If that all seems a little clinical and free of weirdness, don't fret: per PubMed, Lower next decided to get a little freaky, taking lamb's blood and putting it into a human being in one of those beautiful, back-in-the-day moments of "you don't know unless you try." Somehow, this practice didn't catch on, and transfusions were put on the backburner until the 1800s, when researchers rolled the dice on replacing blood with milk. Luckily, that experiment only lasted, like, seven or eight years, and was soon replaced by the equally ineffectual theory that you could just pump saline into a person's veins and their body wouldn't know the difference.
Blood: thicker, among other things, than water
Clearly, the road to a safe method of supplying second-hand blood was a long and arduous one. It wasn't until the 20th century that a series of lightbulb moments took place. They started when Austrian physician Karl Landsteiner (pictured above) discovered the first three blood groups in 1901: A, B, and O. This revolutionized the science of not dying gruesomely, as in 1907, American professor Ludvig Hektoen suggested that matching blood types might increase the odds of transfusion recipients living longer than a couple of days. Later that year, the first cross-matched transfusion was performed, and it wasn't long before the practice started to look more like science and less like witchcraft-adjacent playtime for lunatics.
Matching blood types was a pretty enormous win for the medical community, and there's a good reason we've never doubled back on the practice. Passing the wrong brand of blood between patients is, as it turns out, about as healthy as jamming 2% into their arteries like they did 150 years ago.
Blood types: it's complicated
Here are the bare bones basics, as presented by the helpful folks at the Australian Academy of Science: everybody has a blood type, which indicates what sorts of antibodies in their blood. Antibodies are special proteins that work as your body's pit bosses, identifying problem customers like bacteria and viruses that make it into the works. A person with type A blood possesses antibodies which target specific antigens, a person with type B blood has a different set of antibodies.

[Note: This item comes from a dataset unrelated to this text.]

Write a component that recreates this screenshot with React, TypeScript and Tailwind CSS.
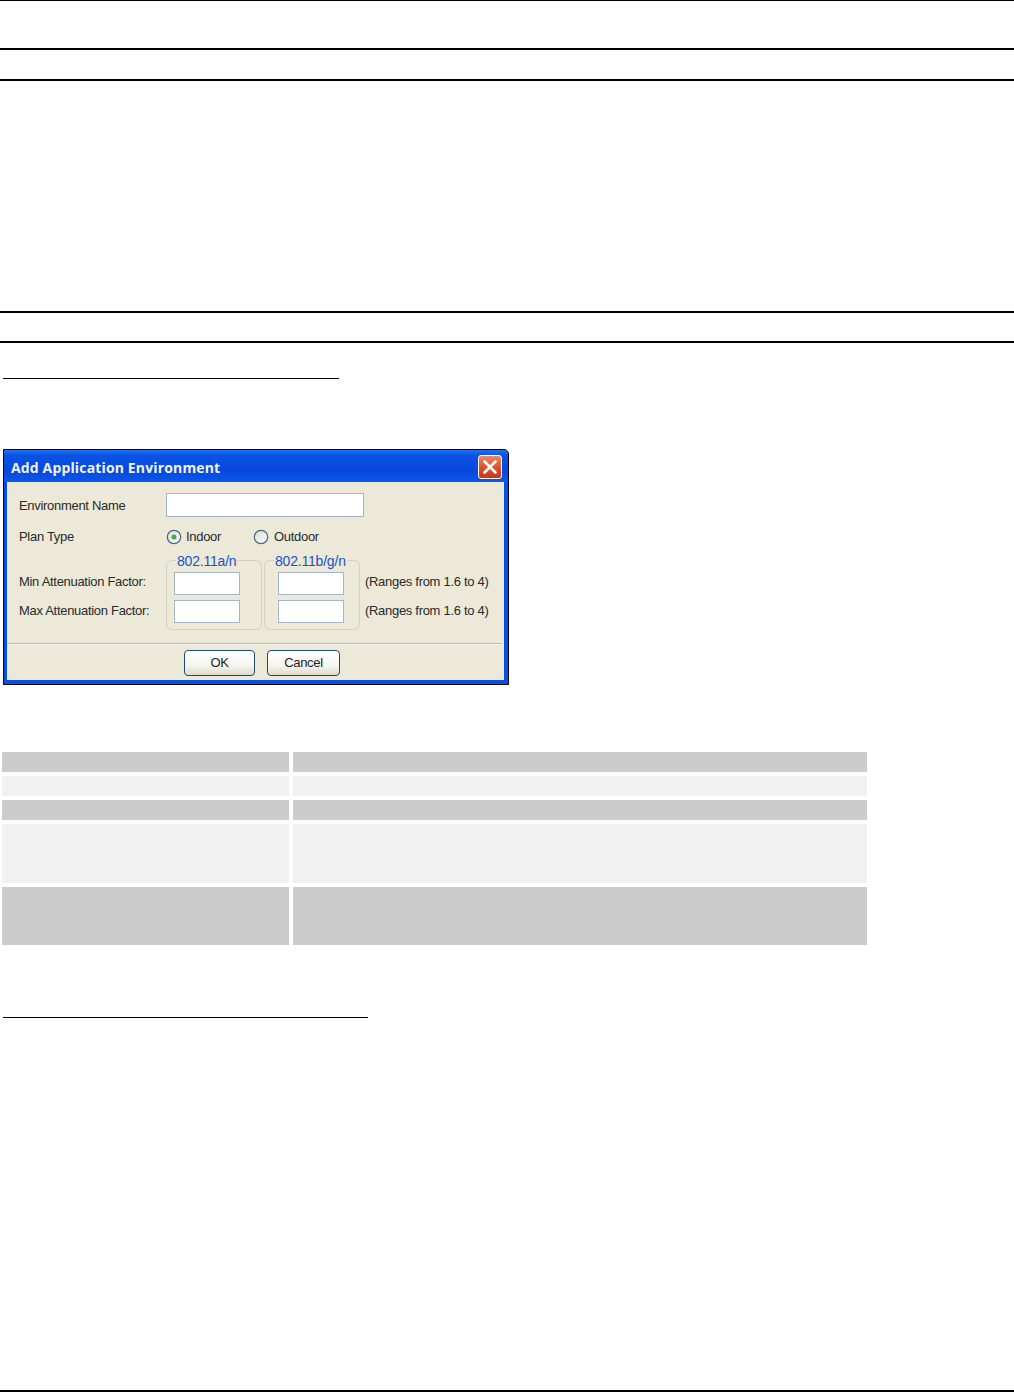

These antibodies are sort of letter-of-the-law employees, and if they notice something that doesn't look right, they go on the attack lickety split. Their pedantry doesn't stop with germs, though. They'll lay the pain down on any cell that triggers their alarmingly touchy xenophobia, including any foreign blood cells that show up to the office with the wrong set of antigens attached.
A bloody mess
When this happens, donor blood is rejected by the body in a pretty dramatic way. The recipient's immune system will attack the outsider blood, exploding the proteins in the foreign blood and sending the remains into the kidneys to be separated from the rest of the gang. The human kidney, while remarkable, isn't set up to handle the sudden rush of dead blood cells that occurs when a large transfusion goes wrong. Worst case scenario, they'll shut down entirely.
With that in mind, there's almost always a blood shortage at your local hospital, with rare blood types frequently in short supply. Want to do your good deed for the day? Get in contact with a blood bank and squirt out a pint for your fellow man.